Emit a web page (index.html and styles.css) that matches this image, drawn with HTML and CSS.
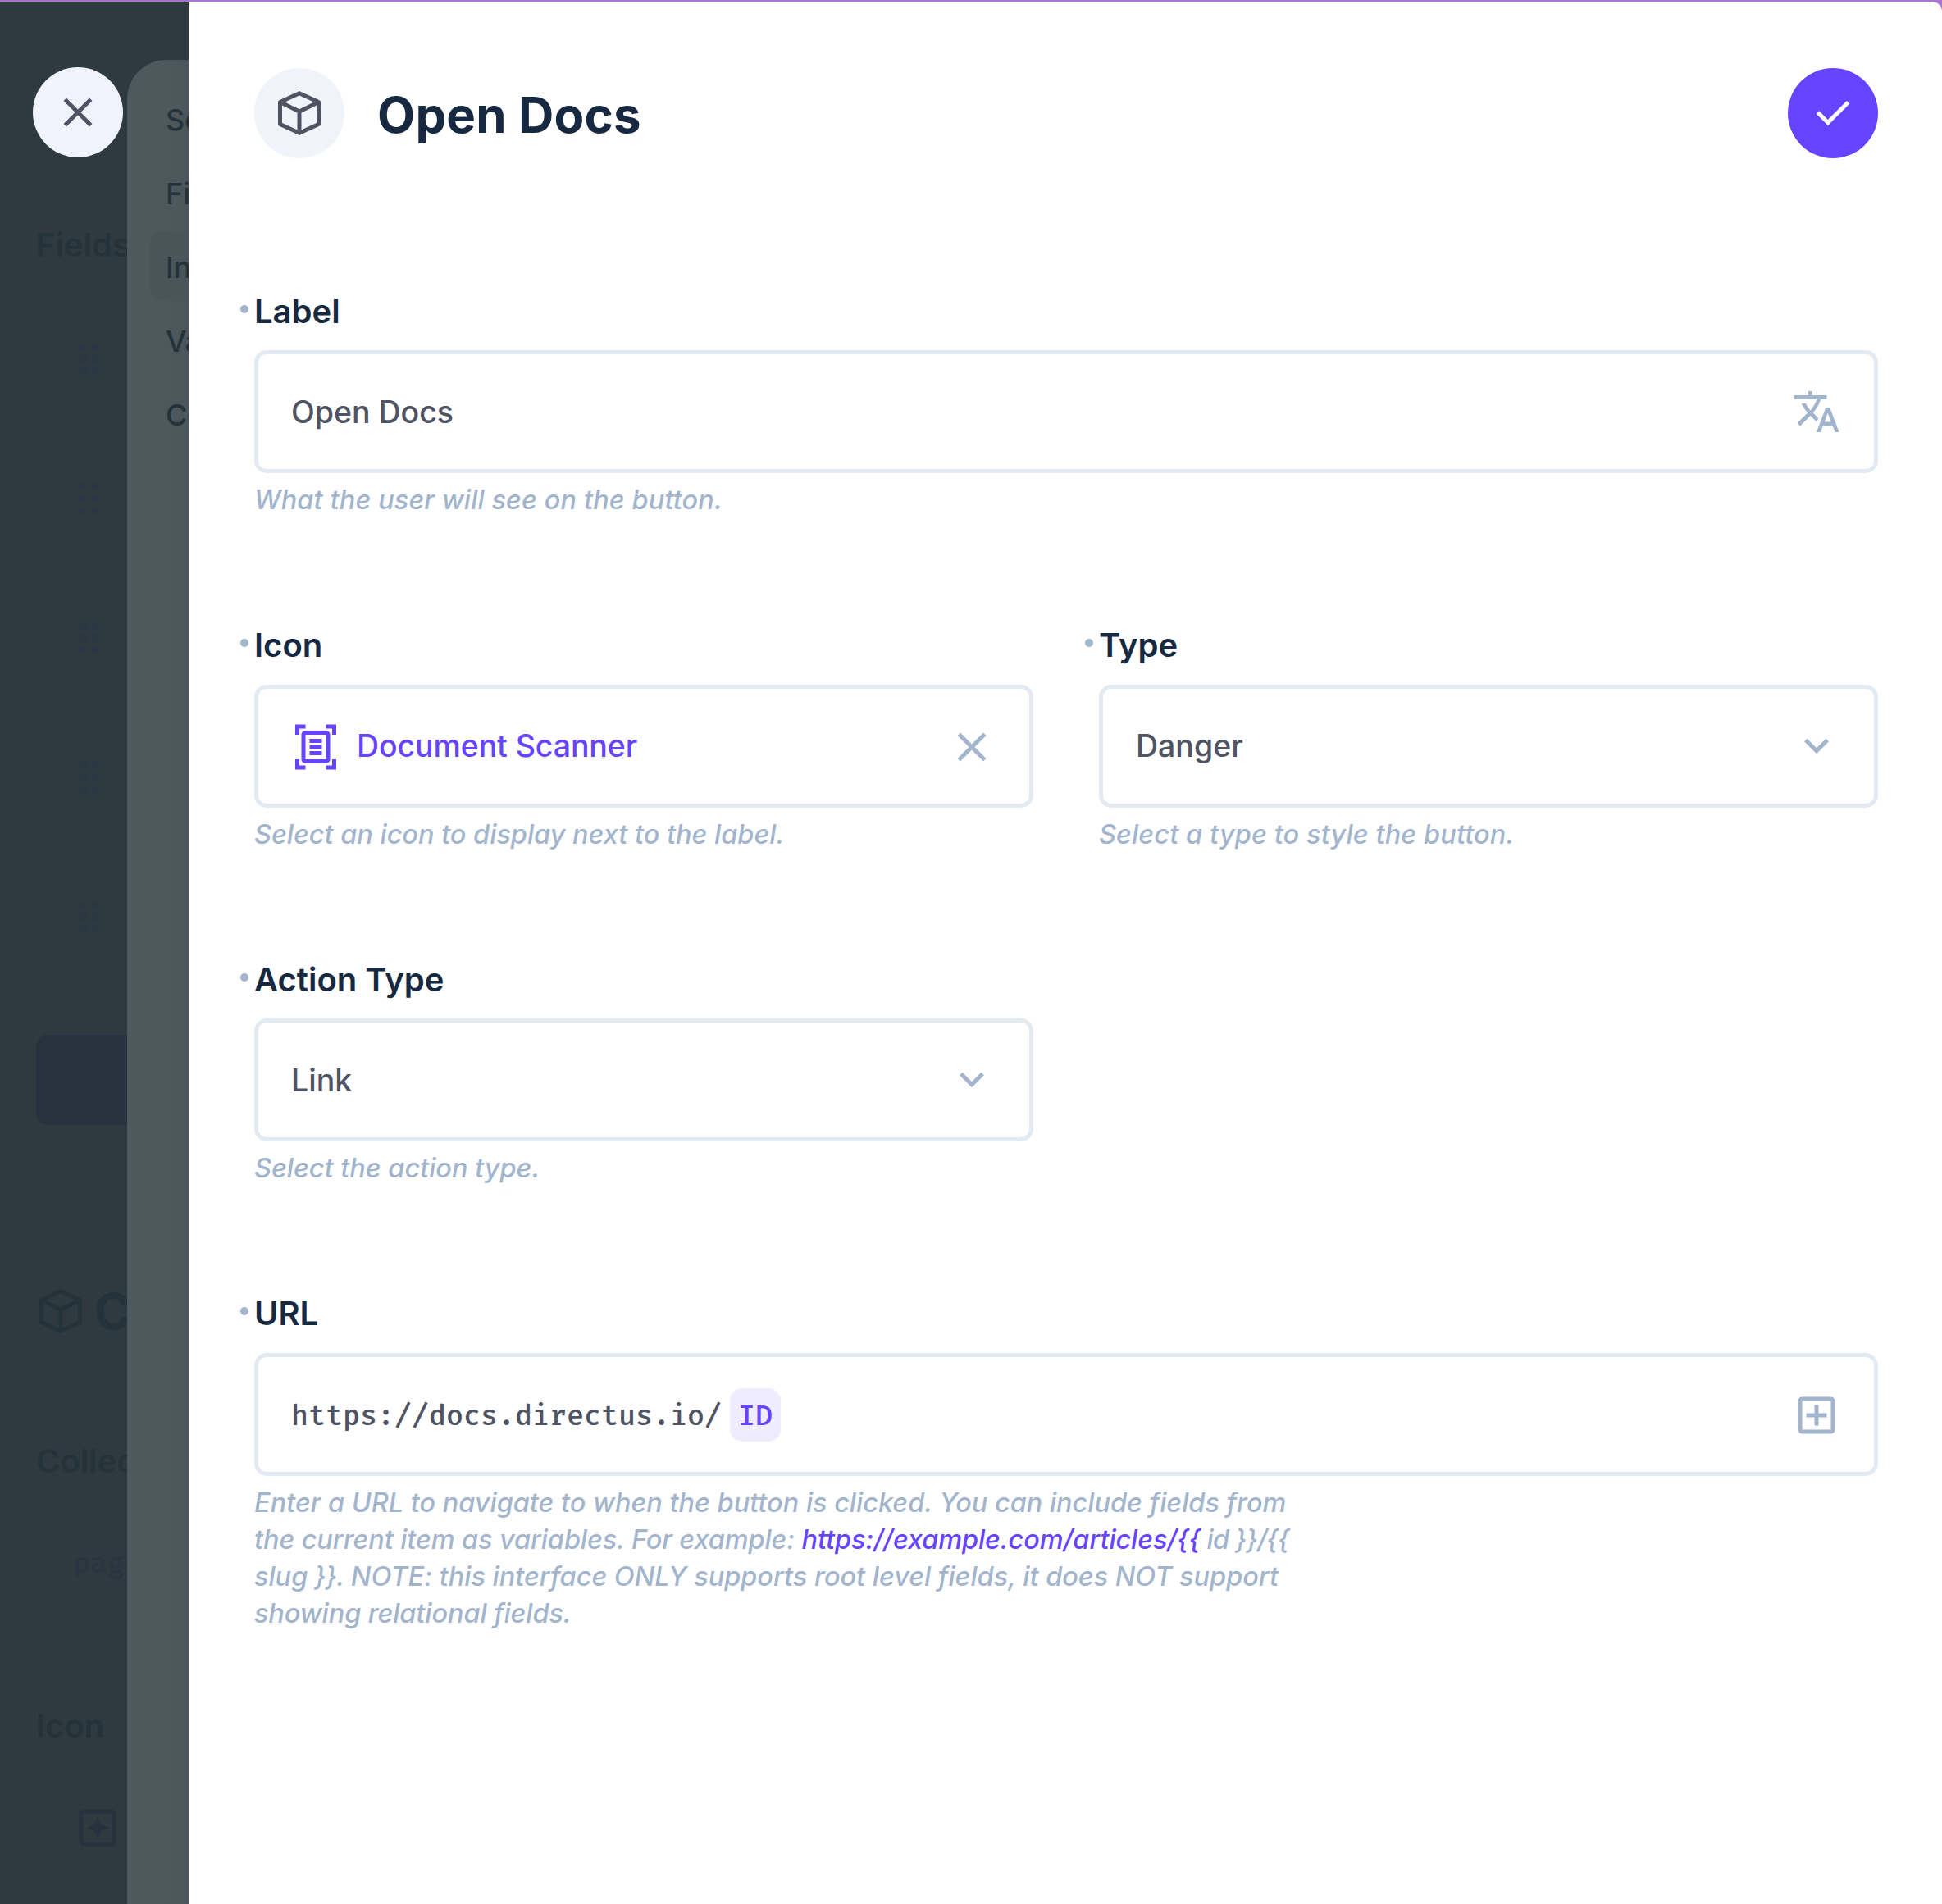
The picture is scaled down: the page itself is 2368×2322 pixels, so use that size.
FILE: index.html
```html
<!DOCTYPE html>
<html lang="en">
<head>
<meta charset="utf-8">
<title>Open Docs</title>
<link rel="stylesheet" href="styles.css">
</head>
<body>
<div class="app">
  <aside class="backdrop" aria-hidden="true">
    <div class="under">
      <h3 class="under-label">Fields</h3>
      <div class="grips">
        <svg viewBox="0 0 28 40"><use href="#grip"/></svg>
        <svg viewBox="0 0 28 40"><use href="#grip"/></svg>
        <svg viewBox="0 0 28 40"><use href="#grip"/></svg>
        <svg viewBox="0 0 28 40"><use href="#grip"/></svg>
        <svg viewBox="0 0 28 40"><use href="#grip"/></svg>
      </div>
      <div class="under-button"></div>
      <div class="under-title"><svg class="icon" viewBox="0 0 24 24"><use href="#box"/></svg><span>C</span></div>
      <h3 class="under-label">Collection</h3>
      <div class="under-input mono">pages</div>
      <h3 class="under-label">Icon</h3>
      <div class="under-input"><svg class="icon star" viewBox="0 0 24 24"><use href="#star"/></svg></div>
    </div>
    <nav class="layer">
      <span>Schema</span><span>Field</span><span class="active">Interface</span><span>Validation</span><span>Conditions</span>
    </nav>
    <button class="round close"><svg class="icon" viewBox="0 0 24 24"><use href="#close"/></svg></button>
  </aside>
  <main class="drawer">
    <header class="head">
      <span class="round avatar"><svg class="icon" viewBox="0 0 24 24"><use href="#box"/></svg></span>
      <h1>Open Docs</h1>
      <button class="round save"><svg class="icon" viewBox="0 0 24 24"><use href="#check"/></svg></button>
    </header>
    <form class="form">
      <section class="field full">
        <h2>Label</h2>
        <div class="input"><span>Open Docs</span><svg class="icon" viewBox="0 0 24 24"><use href="#translate"/></svg></div>
        <p class="loose">What the user will see on the button.</p>
      </section>
      <section class="field">
        <h2>Icon</h2>
        <div class="input nudged"><svg class="icon picked" viewBox="0 0 24 24"><use href="#scanner"/></svg><span class="accent">Document Scanner</span><svg class="icon" viewBox="0 0 24 24"><use href="#close"/></svg></div>
        <p>Select an icon to display next to the label.</p>
      </section>
      <section class="field">
        <h2>Type</h2>
        <div class="input"><span>Danger</span><svg class="icon" viewBox="0 0 24 24"><use href="#chevron"/></svg></div>
        <p class="loose">Select a type to style the button.</p>
      </section>
      <section class="field alone">
        <h2>Action Type</h2>
        <div class="input"><span>Link</span><svg class="icon" viewBox="0 0 24 24"><use href="#chevron"/></svg></div>
        <p>Select the action type.</p>
      </section>
      <section class="field full">
        <h2>URL</h2>
        <div class="input mono nudged"><span>https://docs.directus.io/<b class="chip">ID</b></span><svg class="icon" viewBox="0 0 24 24"><use href="#add"/></svg></div>
        <p>Enter a URL to navigate to when the button is clicked. You can include fields from<br><span class="tight">the current item as variables. For example: <a>https://example.com/articles/{{</a></span><span class="braces"> id }}/{{</span><br>slug<span class="braces"> }}.</span> NOTE: this interface ONLY supports root level fields, it does NOT support<br><span class="tight">showing relational fields.</span></p>
      </section>
    </form>
  </main>
</div>
<svg class="defs" width="0" height="0">
  <symbol id="box" viewBox="0 0 24 24"><path fill="none" stroke="currentColor" stroke-width="2" stroke-linejoin="round" d="M12 2.3 21.400 6.600V17.400L12 21.700 2.600 17.400V6.600ZM2.600 6.600 12 11.200 21.400 6.600M12 11.200V21.700"/></symbol>
  <symbol id="close" viewBox="0 0 24 24"><path d="M19 6.41 17.59 5 12 10.59 6.41 5 5 6.41 10.59 12 5 17.59 6.41 19 12 13.41 17.59 19 19 17.59 13.41 12z"/></symbol>
  <symbol id="check" viewBox="0 0 24 24"><path d="M9.55 18l-5.7-5.7 1.425-1.425L9.55 15.15l9.175-9.175L20.15 7.4z"/></symbol>
  <symbol id="chevron" viewBox="0 0 24 24"><path d="M7.41 8.29 12 12.87l4.59-4.58L18 9.7l-6 6-6-6z"/></symbol>
  <symbol id="translate" viewBox="0 0 24 24"><path d="m12.87 15.07-2.54-2.51.03-.03c1.74-1.94 2.98-4.17 3.71-6.53H17V4h-7V2H8v2H1v1.99h11.17C11.5 7.92 10.44 9.75 9 11.35 8.07 10.32 7.3 9.19 6.69 8h-2c.73 1.63 1.73 3.17 2.98 4.56l-5.09 5.02L4 19l5-5 3.11 3.11zM18.500 10h-2L12 22h2l1.120-3h4.750L21 22h2zm-2.620 7 1.620-4.330L19.120 17z"/></symbol>
  <symbol id="add" viewBox="0 0 24 24"><path d="M19 3H5c-1.100 0-2 .9-2 2v14c0 1.100.9 2 2 2h14c1.100 0 2-.9 2-2V5c0-1.100-.9-2-2-2zm0 16H5V5h14zm-8-2h2v-4h4v-2h-4V7h-2v4H7v2h4z"/></symbol>
  <symbol id="scanner" viewBox="0 0 24 24"><path fill-rule="evenodd" d="M7 3H4v3H2V1h5zm15 3V1h-5v2h3v3zM7 21H4v-3H2v5h5zm13-3v3h-3v2h5v-5zM17 6v12H7V6zm2 0c0-1.100-.9-2-2-2H7c-1.100 0-2 .9-2 2v12c0 1.100.9 2 2 2h10c1.100 0 2-.9 2-2zm-4 2H9v2h6zm0 3H9v2h6zm0 3H9v2h6z"/></symbol>
  <symbol id="star" viewBox="0 0 24 24"><path fill-rule="evenodd" d="M19 3H5c-1.100 0-2 .9-2 2v14c0 1.100.9 2 2 2h14c1.100 0 2-.9 2-2V5c0-1.100-.9-2-2-2zm0 16H5V5h14zM12 17.500l1.700-3.800L17.500 12l-3.800-1.700L12 6.500l-1.700 3.800L6.500 12l3.800 1.700z"/></symbol>
  <symbol id="grip" viewBox="0 0 28 40"><circle cx="6" cy="5" r="4.800"/><circle cx="21" cy="5" r="4.800"/><circle cx="6" cy="20" r="4.800"/><circle cx="21" cy="20" r="4.800"/><circle cx="6" cy="35" r="4.800"/><circle cx="21" cy="35" r="4.800"/></symbol>
</svg>
</body>
</html>
```
FILE: styles.css
```css
* { box-sizing: border-box; }
body { margin: 0; font-family: Inter, "Liberation Sans", sans-serif; font-weight: 500; color: #4f5464; background: #a972cc; overflow: hidden; }
h1, h2, h3, p { margin: 0; }
button { border: 0; padding: 0; }
.defs { position: absolute; }
.app { display: flex; width: 2368px; height: 2322px; padding-top: 2px; }
.icon { width: 60px; height: 60px; flex: none; fill: currentColor; display: block; }
.round { width: 110px; height: 110px; border-radius: 50%; flex: none; display: flex; align-items: center; justify-content: center; }

/* Dimmed pages behind the drawer */
.backdrop { position: relative; width: 230px; flex: none; overflow: hidden; background: #2f3a40; }
.under { width: 230px; padding: 267px 0 0 44px; color: #243239; white-space: nowrap; }
.under-label { font-size: 40px; line-height: 60px; font-weight: 600; }
.grips { display: flex; flex-direction: column; gap: 130px; padding: 89px 0 0 52px; }
.grips svg { display: block; width: 28px; height: 40px; fill: #2a3843; }
.under-button { height: 110px; margin: 124px 0 182px; border-radius: 15px; background: #27323f; }
.under-title { display: flex; align-items: center; gap: 11px; height: 90px; margin-bottom: 108px; font-size: 60px; font-weight: 700; }
.under-input { height: 150px; margin: 19px 0 94px; padding-left: 40px; border: 5px solid #2d383f; border-radius: 15px; display: flex; align-items: center; color: #29353f; }
.star { color: #27323f; }
.layer { position: absolute; left: 155px; top: 71px; width: 120px; height: 2300px; padding: 29px 28px; border-radius: 48px 0 0 0; background: linear-gradient(90deg, #4e595e 40px, #4b565b 75px); color: #24323a; font-size: 36px; letter-spacing: -0.3px; display: flex; flex-direction: column; gap: 5px; }
.layer span { height: 85px; padding-left: 19px; line-height: 88px; border-radius: 15px; }
.layer .active { background: #4a555a; }
.close { position: absolute; left: 40px; top: 80px; background: #f0f3fc; color: #4f5464; }

/* Drawer */
.drawer { flex: 1; background: #fff; border-top-right-radius: 12px; padding: 81px 78px 0 80px; }
.head { display: flex; align-items: center; height: 110px; }
.avatar { background: #f0f3fa; }
.head h1 { flex: 1; margin-left: 40px; padding-top: 4px; font-size: 60px; line-height: 80px; font-weight: 700; color: #172940; letter-spacing: 0.15px; }
.save { background: #6644ff; color: #fff; }
.form { display: grid; grid-template-columns: 950px 950px; column-gap: 80px; padding-top: 156.9px; }
.field { height: 407.5px; }
.full { grid-column: 1 / 3; }
.alone { grid-column: 1; }
.field h2 { position: relative; height: 77.5px; font-size: 40px; line-height: 60px; font-weight: 600; color: #172940; }
.field h2::before { content: ""; position: absolute; left: -17px; top: 22px; width: 10px; height: 10px; border-radius: 50%; background: #a2b5cd; }
.input { height: 150px; border: 5px solid #e4eaf1; border-radius: 15px; padding: 0 40px; display: flex; align-items: center; font-size: 37.5px; }
.input > span { flex: 1; }
.input > .icon { color: #a2b5cd; }
.input > .icon.picked { color: #6644ff; margin-right: 20px; }
.nudged > .icon { margin-top: 2px; }
.accent { color: #6644ff; letter-spacing: -0.1px; }
.mono { font-family: "Fira Mono", "Liberation Mono", monospace; font-size: 35px; }
.mono.nudged { padding-top: 1px; }
.chip { display: inline-block; margin-left: 10px; padding: 0 10px; height: 65px; line-height: 67px; border-radius: 15px; background: #f0ecff; color: #6644ff; font-weight: 500; }
.field p { margin-top: 10px; font-size: 32.5px; line-height: 45px; font-style: italic; color: #a2b5cd; white-space: nowrap; letter-spacing: -0.03px; }
.field .loose { letter-spacing: 0.1px; }
.tight { letter-spacing: -0.12px; }
.braces { letter-spacing: -0.8px; }
.field a { color: #6644ff; }
```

Exercise objective
Only the number is wanted: how many lines in the data include the word "this"?

Exercise solution
2